Held: Notwithstanding the fact that the markings could be washed away there had nonetheless been damage, which had caused expense and inconvenience to the Local Authority. An unduly narrow definition of damage was not appropriate. The approach of Walters J. in Samuels v. Stubbs, 4 S.A.S.R. 200 was approved.
A v R 1978 CLR 689
Spitting on a police officer's coat does not amount to criminal damage where the spit will be removed by a wipe with a damp cloth
Chamberlain v Lindon (18th March, 1998)
Chamberlain v Lindon [1998] EWHC Admin 329 (18th March, 1998) The use of self redress to justify criminal damage by lawful excuse was satisfied if the damage was current at the time of the action. There was no obligation to satisfy alternative possibilities of redress through civil courts.
Lindon was acquitted of criminal damage for removal of a nine-month old unlawful obstruction, on the grounds that his act was to avoid litigation.
Regina v.
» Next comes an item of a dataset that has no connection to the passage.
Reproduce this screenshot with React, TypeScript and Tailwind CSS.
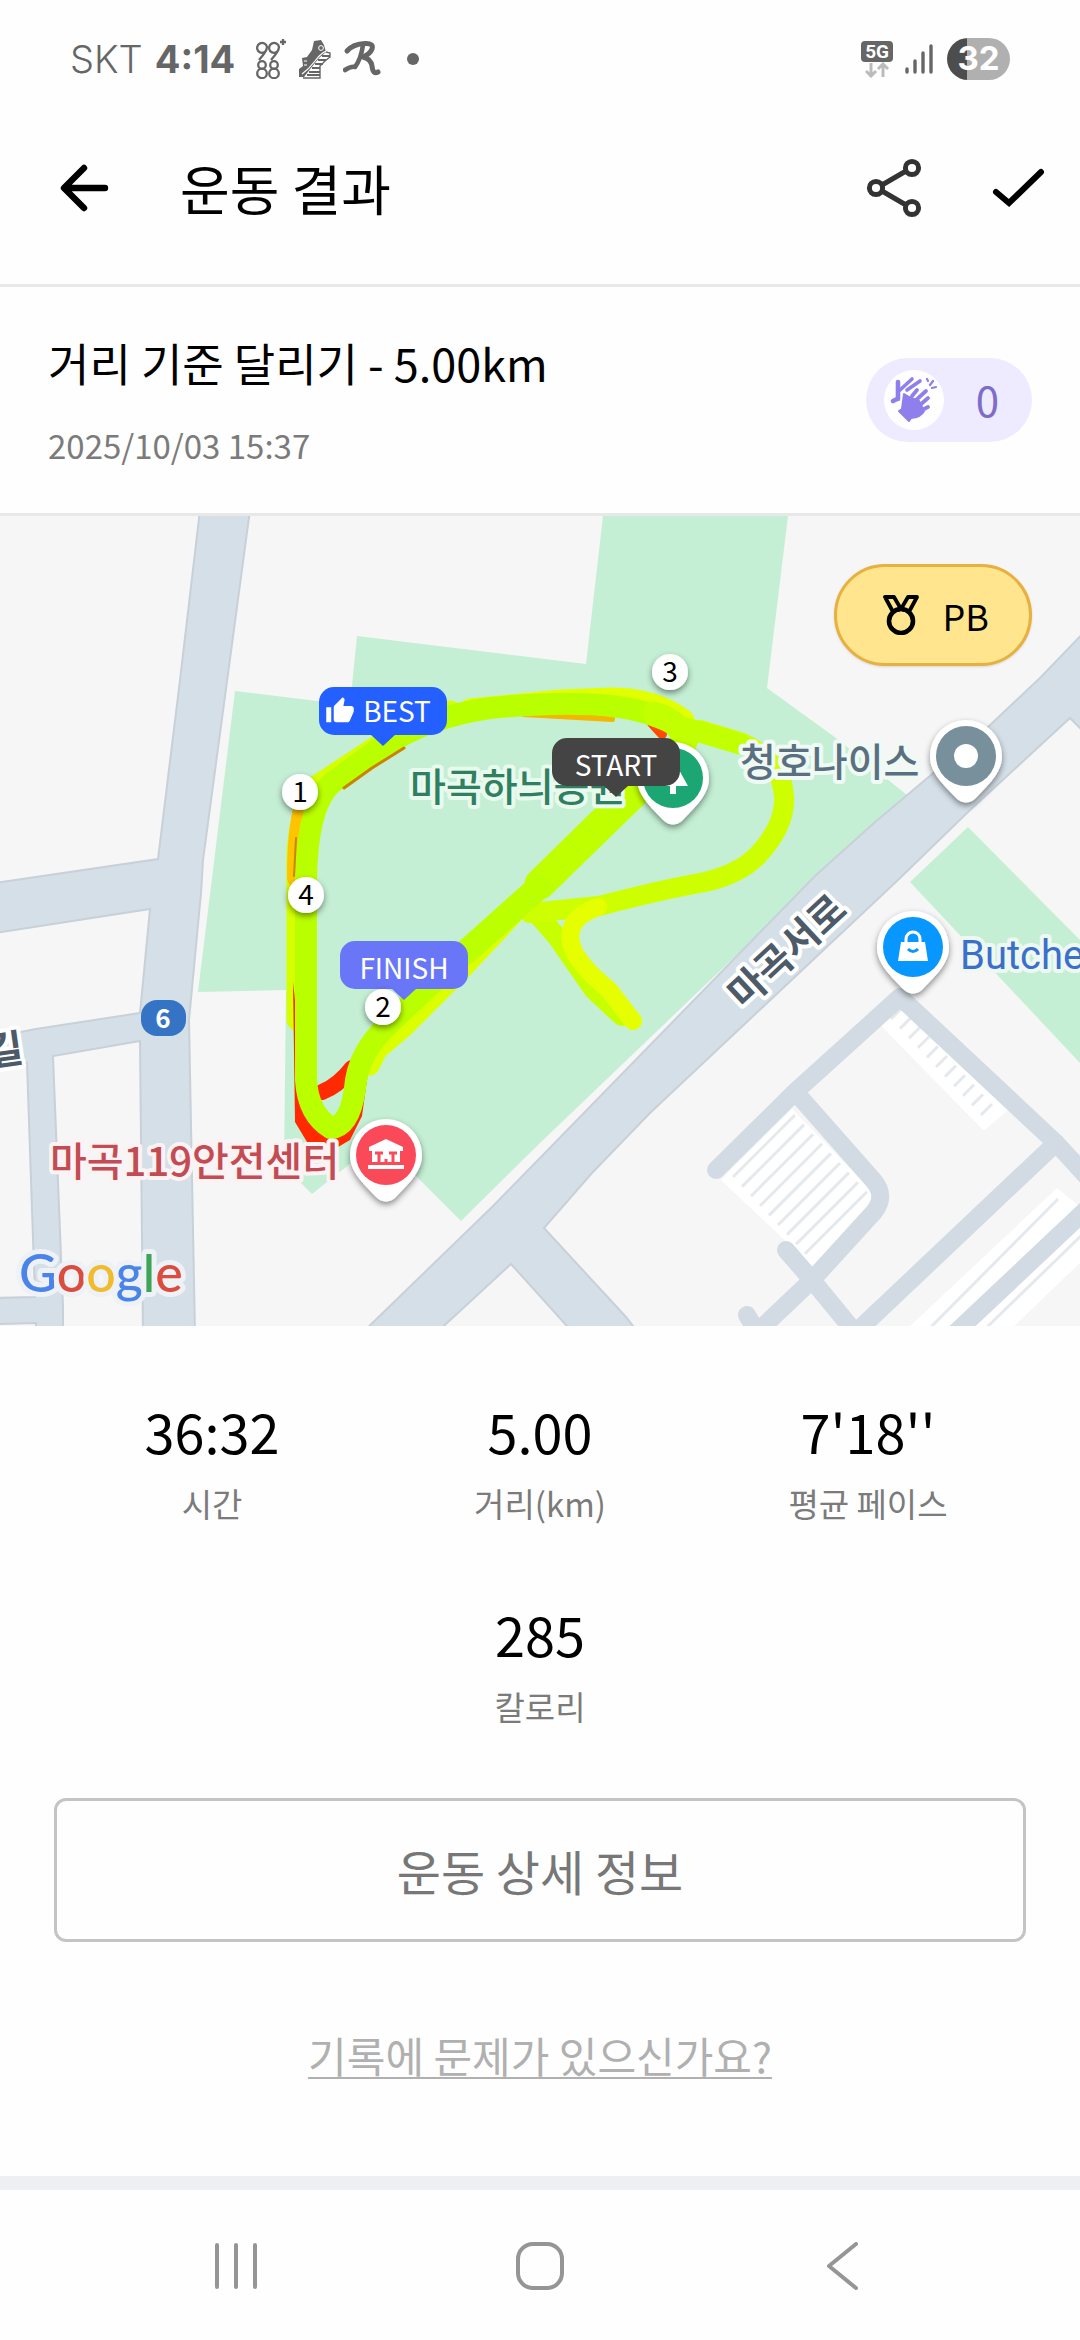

G & Anor UKHL (16 October 2003)
Regina v. G & Anor [2003] UKHL 50 (16 October 2003) Subjective Mens rea
Pease & Ors, R. v (15 October 2008)
Pease & Ors, R. v [2008] EWCA Crim 2515 (15 October 2008) Criminal Damage- gang defacing trains with graffiti- The Court upheld a sentence of 24 months’ imprisonment against the leader of a gang who had applied graffiti to trains causing substantial damage. The graffiti did not contain racist or offensive material and did not cause any danger to the public. However repairing the damage done cost thousands of pounds as well as causing inconvenience to the general public as trains were taken out of action to be repaired: R v Pease and Others [2009] 1 Cr App R (S) 114.
Denton, R. v (22 October 1981)
Denton, R. v [1981] EWCA Crim 4 (22 October 1981) The defendant had been asked by his employer to set fire to the employer's factory to facilitate an insurance claim. Despite this, it was held that the owner of the factory was entitled to have it burned down – as the Lord Chief Justice put it, "t is not an offence for a man to set light to his own ... property" – and therefore the defendant, knowing this, had a lawful excuse independent of section 5.
Hardie, R. v (31 July 1984)
Hardie, R. v [1984] EWCA Crim 2 (31 July 1984) Arson contrary to section 1(2) and (3) of the Criminal Damage Act 1971. No verdict was taken on an alternative count of arson contrary to section 1(1) and (3) of that Act. the Appellant was sentenced to two years' imprisonment. Appeal against conviction brought by leave of the single judge. The appeal was allowed.